**TASK TO COMPLETE:** Find the lines that hold the word "page" and return them.

[Start DATA LINES]

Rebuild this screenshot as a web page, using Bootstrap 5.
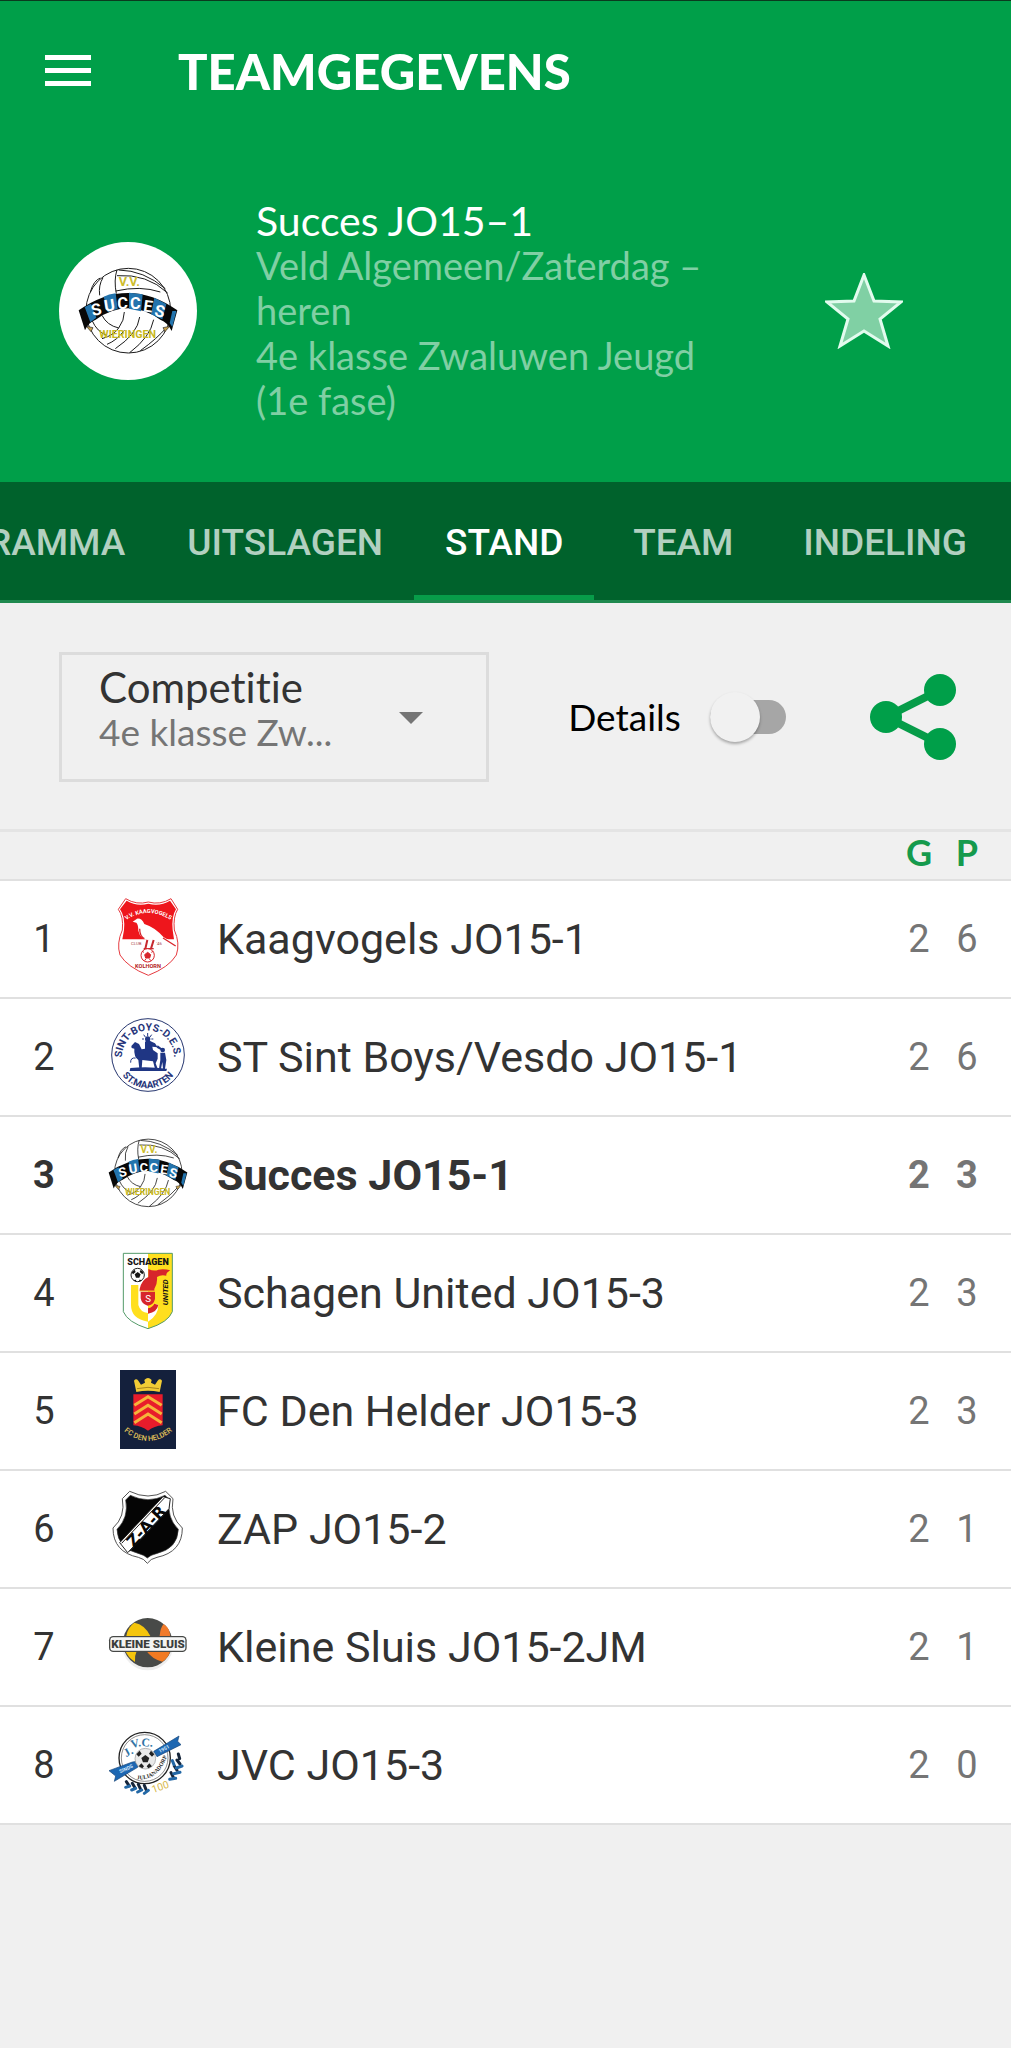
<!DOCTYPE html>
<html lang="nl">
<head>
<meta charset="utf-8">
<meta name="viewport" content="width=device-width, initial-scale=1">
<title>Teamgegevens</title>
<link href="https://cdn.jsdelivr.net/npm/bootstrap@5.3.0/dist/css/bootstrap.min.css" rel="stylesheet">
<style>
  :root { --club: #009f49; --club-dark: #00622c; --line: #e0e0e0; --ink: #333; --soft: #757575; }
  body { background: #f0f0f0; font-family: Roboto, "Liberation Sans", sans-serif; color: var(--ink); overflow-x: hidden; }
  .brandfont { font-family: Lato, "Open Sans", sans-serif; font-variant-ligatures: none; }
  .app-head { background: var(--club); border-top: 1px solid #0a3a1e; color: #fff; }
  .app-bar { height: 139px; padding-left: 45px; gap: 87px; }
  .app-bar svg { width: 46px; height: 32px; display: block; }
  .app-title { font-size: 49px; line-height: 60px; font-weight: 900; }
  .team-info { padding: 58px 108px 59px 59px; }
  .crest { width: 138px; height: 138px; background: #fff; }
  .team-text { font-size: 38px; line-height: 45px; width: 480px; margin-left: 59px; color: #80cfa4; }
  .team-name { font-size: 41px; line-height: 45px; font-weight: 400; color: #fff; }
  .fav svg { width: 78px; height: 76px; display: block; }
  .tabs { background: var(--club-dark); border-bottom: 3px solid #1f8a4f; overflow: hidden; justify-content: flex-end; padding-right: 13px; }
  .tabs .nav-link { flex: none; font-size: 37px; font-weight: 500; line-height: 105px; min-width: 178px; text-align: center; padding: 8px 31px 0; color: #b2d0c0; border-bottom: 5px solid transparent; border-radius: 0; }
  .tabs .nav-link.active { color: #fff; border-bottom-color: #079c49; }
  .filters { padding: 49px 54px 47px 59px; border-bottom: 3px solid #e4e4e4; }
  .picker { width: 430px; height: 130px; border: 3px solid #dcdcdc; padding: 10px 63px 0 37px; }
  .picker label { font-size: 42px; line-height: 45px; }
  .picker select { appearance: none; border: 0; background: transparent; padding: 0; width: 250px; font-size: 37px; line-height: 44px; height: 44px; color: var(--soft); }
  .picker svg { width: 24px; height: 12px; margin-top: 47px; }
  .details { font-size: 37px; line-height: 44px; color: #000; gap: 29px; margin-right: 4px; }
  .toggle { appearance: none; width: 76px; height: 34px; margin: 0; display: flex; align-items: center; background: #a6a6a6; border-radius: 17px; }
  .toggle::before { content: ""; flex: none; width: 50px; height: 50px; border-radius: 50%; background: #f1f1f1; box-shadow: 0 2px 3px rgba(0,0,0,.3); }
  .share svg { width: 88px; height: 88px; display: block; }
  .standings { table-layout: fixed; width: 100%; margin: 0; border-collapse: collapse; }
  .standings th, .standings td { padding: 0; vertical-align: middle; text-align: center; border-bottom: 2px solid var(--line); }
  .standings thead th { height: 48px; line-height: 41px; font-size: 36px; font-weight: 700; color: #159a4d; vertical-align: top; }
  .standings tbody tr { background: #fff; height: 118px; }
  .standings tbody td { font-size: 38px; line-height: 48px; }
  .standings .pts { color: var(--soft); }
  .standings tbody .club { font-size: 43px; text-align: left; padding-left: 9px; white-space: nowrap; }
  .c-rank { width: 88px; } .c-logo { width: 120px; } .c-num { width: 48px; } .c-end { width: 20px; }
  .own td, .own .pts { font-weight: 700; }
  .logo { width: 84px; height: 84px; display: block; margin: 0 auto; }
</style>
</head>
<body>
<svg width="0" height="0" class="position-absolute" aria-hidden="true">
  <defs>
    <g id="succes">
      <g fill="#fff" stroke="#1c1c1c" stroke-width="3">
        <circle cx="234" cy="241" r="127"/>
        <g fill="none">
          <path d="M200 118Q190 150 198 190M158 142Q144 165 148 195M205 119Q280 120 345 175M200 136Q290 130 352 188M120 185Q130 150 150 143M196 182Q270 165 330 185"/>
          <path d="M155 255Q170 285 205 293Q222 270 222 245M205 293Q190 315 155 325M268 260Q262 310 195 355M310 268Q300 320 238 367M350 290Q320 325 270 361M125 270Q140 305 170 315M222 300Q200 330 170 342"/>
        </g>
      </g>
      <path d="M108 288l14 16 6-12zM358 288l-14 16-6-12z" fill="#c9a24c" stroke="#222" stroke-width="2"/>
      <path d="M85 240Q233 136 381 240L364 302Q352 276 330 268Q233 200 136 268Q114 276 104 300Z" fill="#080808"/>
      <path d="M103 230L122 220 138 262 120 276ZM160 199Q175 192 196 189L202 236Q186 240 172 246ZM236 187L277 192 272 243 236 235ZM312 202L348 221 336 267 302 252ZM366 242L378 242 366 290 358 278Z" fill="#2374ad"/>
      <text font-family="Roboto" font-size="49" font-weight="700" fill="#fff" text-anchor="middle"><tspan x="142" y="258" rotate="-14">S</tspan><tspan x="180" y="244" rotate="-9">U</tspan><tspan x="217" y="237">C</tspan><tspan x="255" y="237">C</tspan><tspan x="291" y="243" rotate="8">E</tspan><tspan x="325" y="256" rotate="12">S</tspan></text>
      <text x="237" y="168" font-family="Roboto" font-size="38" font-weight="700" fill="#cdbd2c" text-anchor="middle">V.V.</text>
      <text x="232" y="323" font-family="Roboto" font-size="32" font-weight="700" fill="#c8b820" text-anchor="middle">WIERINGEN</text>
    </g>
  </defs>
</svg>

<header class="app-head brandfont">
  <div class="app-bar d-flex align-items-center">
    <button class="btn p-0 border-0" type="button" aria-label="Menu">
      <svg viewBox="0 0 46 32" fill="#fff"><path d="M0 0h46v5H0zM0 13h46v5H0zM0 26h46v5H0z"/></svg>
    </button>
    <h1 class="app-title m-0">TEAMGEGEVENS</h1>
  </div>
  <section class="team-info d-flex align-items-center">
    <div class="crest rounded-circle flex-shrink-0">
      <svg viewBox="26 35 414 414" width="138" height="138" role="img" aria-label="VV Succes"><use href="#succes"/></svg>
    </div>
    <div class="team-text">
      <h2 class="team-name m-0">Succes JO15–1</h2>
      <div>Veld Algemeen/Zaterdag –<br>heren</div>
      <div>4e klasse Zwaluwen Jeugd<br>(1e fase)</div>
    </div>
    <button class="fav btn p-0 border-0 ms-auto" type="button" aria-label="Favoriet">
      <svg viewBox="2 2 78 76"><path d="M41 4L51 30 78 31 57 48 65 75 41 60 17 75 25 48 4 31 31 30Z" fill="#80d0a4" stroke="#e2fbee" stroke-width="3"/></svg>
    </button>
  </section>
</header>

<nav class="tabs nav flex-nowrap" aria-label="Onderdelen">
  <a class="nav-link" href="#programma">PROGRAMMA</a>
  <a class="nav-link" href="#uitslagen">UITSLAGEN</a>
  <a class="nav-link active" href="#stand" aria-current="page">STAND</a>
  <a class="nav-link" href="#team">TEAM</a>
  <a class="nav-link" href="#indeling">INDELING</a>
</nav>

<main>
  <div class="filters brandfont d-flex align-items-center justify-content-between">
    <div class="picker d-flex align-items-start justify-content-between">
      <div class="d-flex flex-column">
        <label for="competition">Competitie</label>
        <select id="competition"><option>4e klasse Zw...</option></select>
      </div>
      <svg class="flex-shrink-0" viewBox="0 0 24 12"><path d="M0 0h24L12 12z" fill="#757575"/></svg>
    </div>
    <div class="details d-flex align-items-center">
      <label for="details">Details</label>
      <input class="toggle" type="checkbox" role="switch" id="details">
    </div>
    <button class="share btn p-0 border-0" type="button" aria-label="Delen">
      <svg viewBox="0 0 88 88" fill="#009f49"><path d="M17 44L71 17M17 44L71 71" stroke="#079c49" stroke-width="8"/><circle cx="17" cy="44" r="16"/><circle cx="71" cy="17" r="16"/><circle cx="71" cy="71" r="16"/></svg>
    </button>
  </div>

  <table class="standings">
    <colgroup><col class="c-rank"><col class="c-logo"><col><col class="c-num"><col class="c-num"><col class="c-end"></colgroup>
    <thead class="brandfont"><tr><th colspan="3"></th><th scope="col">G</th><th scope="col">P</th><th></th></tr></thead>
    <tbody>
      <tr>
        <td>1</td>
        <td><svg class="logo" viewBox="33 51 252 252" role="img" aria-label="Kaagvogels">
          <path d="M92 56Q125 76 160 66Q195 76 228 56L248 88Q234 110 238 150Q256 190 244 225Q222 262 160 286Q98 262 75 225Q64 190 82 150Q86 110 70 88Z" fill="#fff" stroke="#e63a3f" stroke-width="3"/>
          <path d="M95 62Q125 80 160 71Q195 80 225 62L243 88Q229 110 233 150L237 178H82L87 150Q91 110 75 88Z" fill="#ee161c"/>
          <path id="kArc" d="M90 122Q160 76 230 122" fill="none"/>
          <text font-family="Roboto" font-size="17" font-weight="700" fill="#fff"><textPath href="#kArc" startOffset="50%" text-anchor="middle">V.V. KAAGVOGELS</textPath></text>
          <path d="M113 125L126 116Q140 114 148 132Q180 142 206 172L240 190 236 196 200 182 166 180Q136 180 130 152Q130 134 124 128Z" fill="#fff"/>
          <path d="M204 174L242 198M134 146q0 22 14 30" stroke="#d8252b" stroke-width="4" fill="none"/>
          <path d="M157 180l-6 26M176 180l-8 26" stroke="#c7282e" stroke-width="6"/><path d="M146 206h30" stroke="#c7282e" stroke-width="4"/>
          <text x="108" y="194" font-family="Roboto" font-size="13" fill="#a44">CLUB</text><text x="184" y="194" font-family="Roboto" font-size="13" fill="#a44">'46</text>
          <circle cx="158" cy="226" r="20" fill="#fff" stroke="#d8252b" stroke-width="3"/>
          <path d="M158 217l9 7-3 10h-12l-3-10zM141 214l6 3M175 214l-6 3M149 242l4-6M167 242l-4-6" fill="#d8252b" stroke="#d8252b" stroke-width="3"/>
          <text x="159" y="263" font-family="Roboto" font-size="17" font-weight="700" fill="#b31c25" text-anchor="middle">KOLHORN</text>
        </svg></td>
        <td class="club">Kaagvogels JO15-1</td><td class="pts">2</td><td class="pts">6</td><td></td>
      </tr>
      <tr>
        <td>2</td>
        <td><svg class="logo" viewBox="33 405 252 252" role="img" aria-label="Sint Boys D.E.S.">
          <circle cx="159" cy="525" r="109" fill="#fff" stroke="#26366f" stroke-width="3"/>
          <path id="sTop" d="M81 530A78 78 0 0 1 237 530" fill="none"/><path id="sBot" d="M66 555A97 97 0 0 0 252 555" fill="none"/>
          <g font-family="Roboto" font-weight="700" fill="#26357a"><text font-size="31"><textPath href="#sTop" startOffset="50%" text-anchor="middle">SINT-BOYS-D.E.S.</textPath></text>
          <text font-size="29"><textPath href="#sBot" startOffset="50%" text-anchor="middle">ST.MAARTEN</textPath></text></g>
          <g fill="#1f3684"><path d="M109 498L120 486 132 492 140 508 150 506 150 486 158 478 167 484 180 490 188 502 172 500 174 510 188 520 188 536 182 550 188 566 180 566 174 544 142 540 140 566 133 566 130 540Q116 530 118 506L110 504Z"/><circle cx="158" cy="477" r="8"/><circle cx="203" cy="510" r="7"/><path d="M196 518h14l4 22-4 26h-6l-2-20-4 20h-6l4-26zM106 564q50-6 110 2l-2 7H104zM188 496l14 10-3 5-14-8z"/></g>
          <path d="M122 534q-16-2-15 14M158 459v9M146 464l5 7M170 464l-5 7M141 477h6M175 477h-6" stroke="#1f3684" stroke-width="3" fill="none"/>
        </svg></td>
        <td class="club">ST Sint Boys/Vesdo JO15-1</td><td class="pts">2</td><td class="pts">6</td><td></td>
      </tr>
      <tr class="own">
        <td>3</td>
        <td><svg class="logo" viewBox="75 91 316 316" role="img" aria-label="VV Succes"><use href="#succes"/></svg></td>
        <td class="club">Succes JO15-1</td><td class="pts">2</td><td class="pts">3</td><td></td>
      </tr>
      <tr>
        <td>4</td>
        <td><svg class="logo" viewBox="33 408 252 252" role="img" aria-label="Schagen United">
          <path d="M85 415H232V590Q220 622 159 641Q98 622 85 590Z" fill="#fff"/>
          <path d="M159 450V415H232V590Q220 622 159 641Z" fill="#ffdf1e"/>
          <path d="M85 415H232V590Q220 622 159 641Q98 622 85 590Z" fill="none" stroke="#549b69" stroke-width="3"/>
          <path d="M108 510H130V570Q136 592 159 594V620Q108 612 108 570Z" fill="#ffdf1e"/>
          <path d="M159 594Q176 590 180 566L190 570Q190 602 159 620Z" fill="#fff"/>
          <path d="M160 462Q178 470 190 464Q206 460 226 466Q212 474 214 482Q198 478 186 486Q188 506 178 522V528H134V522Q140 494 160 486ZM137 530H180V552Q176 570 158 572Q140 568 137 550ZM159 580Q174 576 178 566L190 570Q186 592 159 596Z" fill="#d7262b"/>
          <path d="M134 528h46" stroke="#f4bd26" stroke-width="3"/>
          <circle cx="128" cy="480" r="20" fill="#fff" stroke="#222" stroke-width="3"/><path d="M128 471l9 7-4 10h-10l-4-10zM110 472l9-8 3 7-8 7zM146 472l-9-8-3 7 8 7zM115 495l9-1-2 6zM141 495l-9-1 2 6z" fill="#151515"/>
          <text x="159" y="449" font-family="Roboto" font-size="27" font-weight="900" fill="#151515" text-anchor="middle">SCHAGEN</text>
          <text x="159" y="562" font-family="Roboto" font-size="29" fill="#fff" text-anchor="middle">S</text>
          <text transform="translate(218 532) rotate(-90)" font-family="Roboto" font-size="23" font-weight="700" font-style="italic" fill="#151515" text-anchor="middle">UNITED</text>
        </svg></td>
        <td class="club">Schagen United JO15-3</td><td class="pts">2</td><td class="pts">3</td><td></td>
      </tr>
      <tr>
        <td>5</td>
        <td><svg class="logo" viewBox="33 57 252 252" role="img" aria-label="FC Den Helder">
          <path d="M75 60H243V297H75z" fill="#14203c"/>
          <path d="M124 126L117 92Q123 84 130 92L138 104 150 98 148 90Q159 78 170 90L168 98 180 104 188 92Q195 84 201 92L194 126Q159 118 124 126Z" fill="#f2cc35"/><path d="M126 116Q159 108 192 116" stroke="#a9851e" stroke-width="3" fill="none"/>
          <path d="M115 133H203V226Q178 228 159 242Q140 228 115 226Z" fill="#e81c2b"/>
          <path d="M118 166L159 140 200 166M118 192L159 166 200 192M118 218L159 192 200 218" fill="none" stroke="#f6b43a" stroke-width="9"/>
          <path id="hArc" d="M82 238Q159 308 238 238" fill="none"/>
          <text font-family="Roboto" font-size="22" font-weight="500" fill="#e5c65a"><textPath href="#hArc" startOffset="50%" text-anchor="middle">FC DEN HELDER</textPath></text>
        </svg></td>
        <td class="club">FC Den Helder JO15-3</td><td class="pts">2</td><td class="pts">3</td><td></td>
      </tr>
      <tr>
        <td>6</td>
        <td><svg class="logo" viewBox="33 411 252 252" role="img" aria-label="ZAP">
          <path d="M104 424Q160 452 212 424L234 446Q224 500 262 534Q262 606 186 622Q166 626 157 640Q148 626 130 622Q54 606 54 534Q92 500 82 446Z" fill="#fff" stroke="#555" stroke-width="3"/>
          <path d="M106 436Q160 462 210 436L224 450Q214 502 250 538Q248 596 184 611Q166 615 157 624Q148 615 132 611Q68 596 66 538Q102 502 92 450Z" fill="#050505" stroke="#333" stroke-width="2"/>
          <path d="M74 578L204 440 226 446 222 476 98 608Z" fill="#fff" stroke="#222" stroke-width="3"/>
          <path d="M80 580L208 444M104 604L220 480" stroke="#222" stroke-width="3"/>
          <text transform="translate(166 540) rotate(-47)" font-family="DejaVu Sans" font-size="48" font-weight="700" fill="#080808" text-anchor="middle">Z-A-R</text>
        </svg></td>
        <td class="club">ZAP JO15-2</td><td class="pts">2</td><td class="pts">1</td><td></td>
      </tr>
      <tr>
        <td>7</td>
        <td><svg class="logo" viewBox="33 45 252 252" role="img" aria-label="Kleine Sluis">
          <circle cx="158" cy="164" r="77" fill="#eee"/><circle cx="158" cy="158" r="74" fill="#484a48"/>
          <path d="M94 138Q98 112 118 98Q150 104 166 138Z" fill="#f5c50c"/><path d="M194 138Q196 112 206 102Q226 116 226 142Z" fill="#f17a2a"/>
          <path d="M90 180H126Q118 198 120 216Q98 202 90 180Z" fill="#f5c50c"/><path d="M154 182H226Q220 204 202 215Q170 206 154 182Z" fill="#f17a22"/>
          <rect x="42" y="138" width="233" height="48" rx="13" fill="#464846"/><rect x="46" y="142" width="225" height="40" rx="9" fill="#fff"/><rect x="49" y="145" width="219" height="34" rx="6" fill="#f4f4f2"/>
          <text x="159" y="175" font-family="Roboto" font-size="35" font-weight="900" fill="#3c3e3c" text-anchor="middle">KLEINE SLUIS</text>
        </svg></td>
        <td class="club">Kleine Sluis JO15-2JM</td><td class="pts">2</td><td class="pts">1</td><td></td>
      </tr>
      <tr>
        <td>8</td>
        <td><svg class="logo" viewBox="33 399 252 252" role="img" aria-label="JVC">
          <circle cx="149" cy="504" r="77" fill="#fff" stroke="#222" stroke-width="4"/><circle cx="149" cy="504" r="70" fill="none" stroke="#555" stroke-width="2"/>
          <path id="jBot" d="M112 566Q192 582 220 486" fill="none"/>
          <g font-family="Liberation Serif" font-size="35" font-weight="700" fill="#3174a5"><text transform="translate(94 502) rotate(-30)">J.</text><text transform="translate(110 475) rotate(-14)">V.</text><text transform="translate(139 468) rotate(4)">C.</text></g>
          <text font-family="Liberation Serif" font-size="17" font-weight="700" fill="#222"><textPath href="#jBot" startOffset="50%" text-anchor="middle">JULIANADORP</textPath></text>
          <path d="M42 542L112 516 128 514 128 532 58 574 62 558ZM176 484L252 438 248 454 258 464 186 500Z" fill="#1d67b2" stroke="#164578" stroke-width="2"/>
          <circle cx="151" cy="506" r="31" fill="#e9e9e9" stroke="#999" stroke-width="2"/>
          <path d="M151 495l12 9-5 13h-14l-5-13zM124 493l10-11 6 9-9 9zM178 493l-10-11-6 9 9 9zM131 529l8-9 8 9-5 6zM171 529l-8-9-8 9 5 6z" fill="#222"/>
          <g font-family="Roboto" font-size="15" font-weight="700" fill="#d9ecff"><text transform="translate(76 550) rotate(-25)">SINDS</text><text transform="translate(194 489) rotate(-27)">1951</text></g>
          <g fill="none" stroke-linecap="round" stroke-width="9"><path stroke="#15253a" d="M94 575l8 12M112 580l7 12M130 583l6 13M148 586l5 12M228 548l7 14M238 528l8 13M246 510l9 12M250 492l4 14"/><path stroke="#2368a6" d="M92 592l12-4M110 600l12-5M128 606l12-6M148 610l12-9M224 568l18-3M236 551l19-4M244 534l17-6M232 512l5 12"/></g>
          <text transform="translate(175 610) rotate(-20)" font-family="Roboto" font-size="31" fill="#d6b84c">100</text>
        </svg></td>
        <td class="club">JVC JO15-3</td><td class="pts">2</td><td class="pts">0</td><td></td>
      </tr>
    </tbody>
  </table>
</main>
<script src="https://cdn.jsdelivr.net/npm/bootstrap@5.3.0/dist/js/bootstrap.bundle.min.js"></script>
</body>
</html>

[End DATA LINES]

**RESULT BELOW:**
Rebuild this screenshot as a web page, using Bootstrap 5.
  <a class="nav-link active" href="#stand" aria-current="page">STAND</a>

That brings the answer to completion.